--- DATA RECORDS ---

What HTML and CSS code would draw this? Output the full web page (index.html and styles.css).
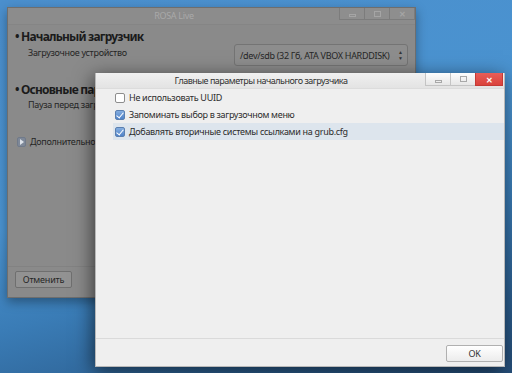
FILE: index.html
```html
<!DOCTYPE html>
<html lang="ru">
<head>
  <meta charset="UTF-8">
  <title>ROSA Live</title>
  <link rel="stylesheet" href="styles.css">
</head>
<body>
  <div class="desktop">

    <!-- background installer window (inactive) -->
    <div class="win back">
      <div class="titlebar">
        <span class="title">ROSA Live</span>
        <div class="wbtns">
          <span class="wbtn"><i class="ic-min"></i></span>
          <span class="wbtn"><i class="ic-max"></i></span>
          <span class="wbtn"><i class="ic-x">&#x2715;</i></span>
        </div>
      </div>
      <div class="body">
        <h3>&bull; Начальный загрузчик</h3>
        <div class="row">
          <span class="lbl">Загрузочное устройство</span>
          <span class="combo">/dev/sdb (32 Гб, ATA VBOX HARDDISK)<span class="spin">&#9650;<br>&#9660;</span></span>
        </div>
        <h3 class="h2">&bull; Основные параметры</h3>
        <div class="lbl sub">Пауза перед загрузкой</div>
        <div class="expander"><span class="exp-ic"></span>Дополнительно</div>
        <div class="spacer"></div>
        <div class="foot">
          <button class="btn">Отменить</button>
        </div>
      </div>
    </div>

    <!-- bootloader options dialog -->
    <div class="win dlg">
      <div class="titlebar">
        <span class="title">Главные параметры начального загрузчика</span>
        <div class="wbtns">
          <span class="wbtn"><i class="ic-min"></i></span>
          <span class="wbtn"><i class="ic-max"></i></span>
          <span class="wbtn close"><i class="ic-x">&#x2715;</i></span>
        </div>
      </div>
      <div class="body">
        <label class="opt"><span class="cb"></span>Не использовать UUID</label>
        <label class="opt"><span class="cb on"></span>Запоминать выбор в загрузочном меню</label>
        <label class="opt hl"><span class="cb on"></span>Добавлять вторичные системы ссылками на grub.cfg</label>
        <div class="spacer"></div>
        <div class="foot">
          <button class="btn ok">OK</button>
        </div>
      </div>
    </div>

  </div>
</body>
</html>
```

FILE: styles.css
```css
* {
  box-sizing: border-box;
}

body {
  margin: 0;
  font-family: "Noto Sans", "Open Sans", sans-serif;
  font-size: 9px;
  letter-spacing: -0.3px;
  overflow: hidden;
}

.desktop {
  position: relative;
  width: 512px;
  height: 373px;
  background: linear-gradient(165deg, #4b8fcd 0%, #4a93d0 45%, #3a7cb6 65%, #2c5f90 85%, #264f7a 100%);
}

.win {
  position: absolute;
  display: flex;
  flex-direction: column;
}

/* ---- inactive window ---- */
.back {
  left: 7px;
  top: 7px;
  width: 409px;
  height: 291px;
  background: #8a8a8a;
  border: 1px solid #6e6e6e;
  box-shadow: 0 4px 10px rgba(0, 0, 0, 0.35);
  color: #262626;
}

.titlebar {
  display: flex;
  align-items: flex-start;
  height: 17px;
  flex: none;
}

.back .titlebar {
  background: #8c8c8c;
  border-bottom: 1px solid #858585;
}

.title {
  flex: 1;
  text-align: center;
  line-height: 16px;
  font-size: 9px;
}

.back .title {
  color: #a9a9a9;
}

.wbtns {
  display: flex;
}

.wbtn {
  width: 26px;
  height: 12px;
  display: flex;
  align-items: center;
  justify-content: center;
  position: relative;
}

.back .wbtn {
  border: 1px solid #7c7c7c;
  border-top: none;
  margin-left: -1px;
  background: #8e8e8e;
  color: #a5a5a5;
}

.ic-min {
  width: 7px;
  height: 3px;
  border: 1px solid currentColor;
  margin-top: 4px;
}

.ic-max {
  width: 7px;
  height: 6px;
  border: 1px solid currentColor;
}

.ic-x {
  font-style: normal;
  font-size: 8px;
  line-height: 9px;
  font-weight: bold;
}

.body {
  flex: 1;
  display: flex;
  flex-direction: column;
}

.back .body {
  padding: 3px 7px 0 7px;
}

h3 {
  margin: 0;
  font-size: 12px;
  letter-spacing: -0.8px;
  line-height: 18px;
  font-weight: bold;
  color: #1b1b1b;
}

.h2 {
  margin-top: 15px;
}

.row {
  display: flex;
  justify-content: space-between;
  align-items: flex-start;
  margin-top: -2px;
}

.lbl {
  line-height: 14px;
  padding-left: 13px;
  padding-top: 2px;
}

.sub {
  margin-top: -3px;
}

.combo {
  width: 174px;
  height: 22px;
  border: 1px solid #747474;
  border-radius: 3px;
  background: #8d8d8d;
  display: flex;
  align-items: center;
  justify-content: space-between;
  padding: 0 4px 0 5px;
  color: #262626;
}

.spin {
  font-size: 5px;
  line-height: 6px;
  letter-spacing: 0;
  text-align: center;
  color: #333;
}

.expander {
  display: flex;
  align-items: center;
  margin-top: 23px;
  padding-left: 2px;
  line-height: 14px;
}

.exp-ic {
  width: 9px;
  height: 10px;
  border: 1px solid #707a8a;
  border-radius: 2px;
  background: #7e8898;
  margin-right: 4px;
  position: relative;
}

.exp-ic::after {
  content: "";
  position: absolute;
  left: 2px;
  top: 1px;
  border-left: 4px solid #dde2ea;
  border-top: 3px solid transparent;
  border-bottom: 3px solid transparent;
}

.spacer {
  flex: 1;
}

.back .foot {
  border-top: 1px solid #828282;
  margin: 0 -7px 0 -7px;
  padding: 4px 7px 9px 7px;
}

.btn {
  font-family: inherit;
  font-size: 9px;
  letter-spacing: -0.2px;
  height: 17px;
  padding: 0 4px;
  border-radius: 2px;
}

.back .btn {
  width: 57px;
  border: 1px solid #6f6f6f;
  background: #929292;
  color: #262626;
}

/* ---- active dialog ---- */
.dlg {
  left: 95px;
  top: 73px;
  width: 410px;
  height: 294px;
  background: #efefef;
  border: 1px solid #b8b8b8;
  border-top: none;
  box-shadow: -2px 4px 18px rgba(0, 0, 0, 0.6);
  color: #2c2c2c;
}

.dlg .titlebar {
  background: linear-gradient(#f0f0f0, #e3e3e3);
  border-bottom: 1px solid #dcdcdc;
  height: 16px;
}

.dlg .title {
  color: #333;
  letter-spacing: -0.5px;
}

.dlg .wbtns {
  margin-right: 1px;
}

.dlg .wbtn {
  height: 13px;
  background: linear-gradient(#fdfdfd, #e6e6e6);
  border: 1px solid #c4c4c4;
  border-top: none;
  margin-left: -1px;
  color: #a8a8a8;
}

.dlg .wbtn.close {
  width: 28px;
  background: linear-gradient(#e85e58, #da423c);
  border-color: #c43a35;
  color: #fff;
}

.dlg .body {
  padding: 0;
}

.opt {
  display: flex;
  align-items: center;
  height: 17px;
  padding-left: 19px;
}

.opt.hl {
  margin-left: 17px;
  padding-left: 2px;
  background: #dde5ed;
}

.cb {
  width: 10px;
  height: 10px;
  border: 1px solid #8d8d8d;
  border-radius: 2px;
  background: #fff;
  margin-right: 4px;
  position: relative;
  flex: none;
}

.cb.on {
  border-color: #5a7fb0;
  background: linear-gradient(#85aee0, #4f82c8);
}

.cb.on::after {
  content: "";
  position: absolute;
  left: 2px;
  top: 0px;
  width: 3px;
  height: 6px;
  border-right: 1.5px solid #fff;
  border-bottom: 1.5px solid #fff;
  transform: rotate(40deg);
}

.dlg .foot {
  border-top: 1px solid #dadada;
  display: flex;
  justify-content: flex-end;
  padding: 6px 1px 4px 0;
}

.ok {
  width: 57px;
  border: 1px solid #b0b0b0;
  background: linear-gradient(#ffffff, #ececec);
  color: #333;
}
```
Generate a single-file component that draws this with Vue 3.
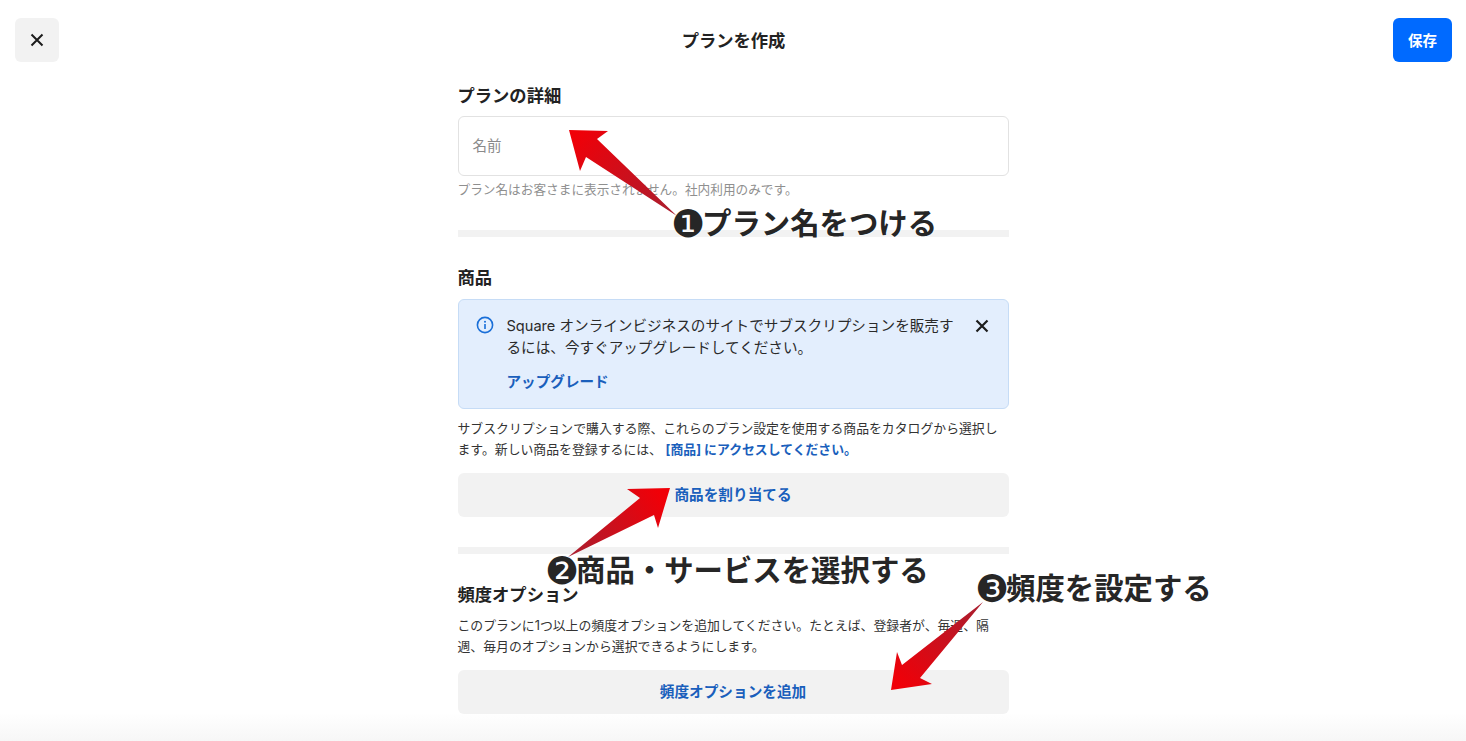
<script setup>
const arrows = [
  { id: 'a1', x1: 677, y1: 216, x2: 575, y2: 135, points: '569,130 608,131 597,139 677,216 586,157 580,171' },
  { id: 'a2', x1: 568, y1: 557, x2: 660, y2: 495, points: '670,488 627,489 640,498 568,557 654,515 658,528' },
  { id: 'a3', x1: 983, y1: 602, x2: 900, y2: 685, points: '891,690 897,652 902,665 983,602 920,678 932,684' }
]
const notes = [
  { cls: 'n1', mark: '❶', text: 'プラン名をつける' },
  { cls: 'n2', mark: '❷', text: '商品・サービスを選択する' },
  { cls: 'n3', mark: '❸', text: '頻度を設定する' }
]
</script>

<template>
  <div class="page">
    <header class="top">
      <button class="close-btn" aria-label="閉じる">
        <svg width="14" height="14" viewBox="0 0 14 14"><path d="M1.5 1.5l11 11M12.5 1.5l-11 11" stroke="#1c1c1c" stroke-width="2" fill="none"/></svg>
      </button>
      <h1 class="title">プランを作成</h1>
      <button class="save-btn">保存</button>
    </header>

    <main class="form">
      <section class="details">
        <h2 class="heading">プランの詳細</h2>
        <div class="input">名前</div>
        <p class="help">プラン名はお客さまに表示されません。社内利用のみです。</p>
      </section>
      <div class="sep sep-a"></div>

      <section class="products">
        <h2 class="heading">商品</h2>
        <div class="notice">
          <svg class="info" width="18" height="18" viewBox="0 0 18 18">
            <circle cx="9" cy="9" r="7.6" fill="none" stroke="#1a6fd8" stroke-width="1.6"/>
            <rect x="8.2" y="8" width="1.6" height="5" fill="#1a6fd8"/>
            <circle cx="9" cy="5.7" r="1" fill="#1a6fd8"/>
          </svg>
          <div class="notice-body">
            <p class="notice-text">Square オンラインビジネスのサイトでサブスクリプションを販売するには、今すぐアップグレードしてください。</p>
            <a class="notice-link">アップグレード</a>
          </div>
          <svg class="dismiss" width="14" height="14" viewBox="0 0 14 14"><path d="M1.5 1.5l11 11M12.5 1.5l-11 11" stroke="#1c1c1c" stroke-width="2.2" fill="none"/></svg>
        </div>
        <p class="body">サブスクリプションで購入する際、これらのプラン設定を使用する商品をカタログから選択します。新しい商品を登録するには、 <a class="inline-link">[商品] にアクセスしてください。</a></p>
        <button class="wide-btn btn-a">商品を割り当てる</button>
      </section>
      <div class="sep sep-b"></div>

      <section class="frequency">
        <h2 class="heading">頻度オプション</h2>
        <p class="body body-c">このプランに1つ以上の頻度オプションを追加してください。たとえば、登録者が、毎週、隔週、毎月のオプションから選択できるようにします。</p>
        <button class="wide-btn btn-c">頻度オプションを追加</button>
      </section>
    </main>

    <div class="fade"></div>

    <svg class="arrows" width="1466" height="741" viewBox="0 0 1466 741">
      <defs>
        <linearGradient v-for="a in arrows" :id="a.id" :key="a.id" gradientUnits="userSpaceOnUse" :x1="a.x1" :y1="a.y1" :x2="a.x2" :y2="a.y2">
          <stop offset="0" stop-color="#a81f30"/>
          <stop offset="1" stop-color="#f00008"/>
        </linearGradient>
      </defs>
      <polygon v-for="a in arrows" :key="a.id" :points="a.points" :fill="`url(#${a.id})`"/>
    </svg>

    <div v-for="n in notes" :key="n.cls" class="note" :class="n.cls"><span class="mark">{{ n.mark }}</span>{{ n.text }}</div>
  </div>
</template>

<style scoped>
.page {
  position: relative;
  width: 1466px;
  height: 741px;
  overflow: hidden;
  background: #fff;
  color: #1f1f1f;
  font-family: "Inter", "Noto Sans CJK JP", sans-serif;
}
.top {
  display: grid;
  grid-template-columns: 1fr auto 1fr;
  align-items: center;
  padding: 18px 14px 0 15px;
}
.close-btn {
  display: flex;
  align-items: center;
  justify-content: center;
  width: 44px;
  height: 44px;
  padding: 0;
  border: 0;
  border-radius: 6px;
  background: #f2f2f2;
}
.title {
  margin: 0;
  padding-top: 1px;
  font-size: 17.3px;
  font-weight: 700;
  line-height: 43px;
  color: #222;
}
.save-btn {
  justify-self: end;
  width: 59px;
  height: 44px;
  padding: 0 0 2px;
  border: 0;
  border-radius: 6px;
  background: #006aff;
  color: #fff;
  font: 700 14.5px "Noto Sans CJK JP", sans-serif;
}
.form {
  width: 551px;
  margin: 0 auto;
}
.heading {
  margin: 0;
  font-size: 17.3px;
  font-weight: 700;
  line-height: 26px;
  color: #222;
}
.details {
  padding-top: 21px;
}
.input {
  box-sizing: border-box;
  height: 60px;
  margin-top: 7px;
  padding: 0 14px;
  border: 1.5px solid #e2e2e2;
  border-radius: 6px;
  font-size: 14.5px;
  line-height: 57px;
  color: #8a8a8a;
}
.help {
  margin: 5px 0 0;
  font-size: 12.67px;
  line-height: 18px;
  color: #8f8f8f;
}
.sep {
  height: 7px;
  background: #f2f2f2;
}
.sep-a {
  margin-top: 31px;
}
.products {
  padding-top: 28px;
}
.notice {
  box-sizing: border-box;
  display: flex;
  height: 110px;
  margin-top: 8px;
  padding: 15px 18px 0 17px;
  border: 1.5px solid #c6dcf6;
  border-radius: 6px;
  background: #e3eefd;
}
.info {
  flex: none;
  margin: 1px 0 0 0;
}
.notice-body {
  width: 449px;
  margin-left: 13px;
}
.notice-text {
  margin: 0;
  font-size: 14.6px;
  line-height: 22px;
  color: #2a2a2a;
}
.notice-link {
  display: block;
  margin-top: 11px;
  font-size: 14.6px;
  font-weight: 700;
  line-height: 24px;
  color: #1a5fbc;
}
.dismiss {
  flex: none;
  margin: 4px 0 0 19px;
}
.body {
  margin: 9px 0 0;
  font-size: 12.86px;
  line-height: 21px;
  color: #333;
}
.inline-link {
  font-weight: 700;
  color: #1a5fbc;
}
.wide-btn {
  display: block;
  width: 100%;
  height: 44px;
  padding: 0 0 3px;
  border: 0;
  border-radius: 6px;
  background: #f2f2f2;
  color: #1a5fbc;
  font: 700 14.65px "Noto Sans CJK JP", sans-serif;
}
.btn-a {
  margin-top: 13px;
}
.sep-b {
  margin-top: 30px;
}
.frequency {
  padding-top: 28px;
}
.body-c {
  margin-top: 7px;
}
.btn-c {
  margin-top: 13px;
}
.fade {
  position: absolute;
  left: 0;
  right: 0;
  bottom: 0;
  height: 28px;
  background: linear-gradient(to bottom, rgba(240, 240, 240, 0), rgba(240, 240, 240, 0.55));
  pointer-events: none;
}
.arrows {
  position: absolute;
  left: 0;
  top: 0;
  pointer-events: none;
}
.note {
  position: absolute;
  font-family: "Noto Sans CJK JP", sans-serif;
  font-size: 29.4px;
  font-weight: 700;
  line-height: 40px;
  white-space: nowrap;
  color: #262626;
  text-shadow: 0 0 2px #fff, 0 0 2px #fff;
}
.mark {
  display: inline-block;
  width: 29px;
  font-family: "DejaVu Sans", sans-serif;
  font-size: 38px;
  font-weight: 400;
  line-height: 0;
  text-align: center;
  transform: translate(-2px, 3px);
}
.n1 {
  left: 673px;
  top: 201px;
}
.n2 {
  left: 547px;
  top: 548px;
}
.n3 {
  left: 977px;
  top: 566px;
}
</style>

<style>
html, body {
  margin: 0;
  background: #fff;
}
</style>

---

## TASK REQUIREMENTS
Search the data for "index". Copy every matching line.

## FULL SOLUTION
What HTML and CSS code would draw this? Output the full web page (index.html and styles.css).
FILE: index.html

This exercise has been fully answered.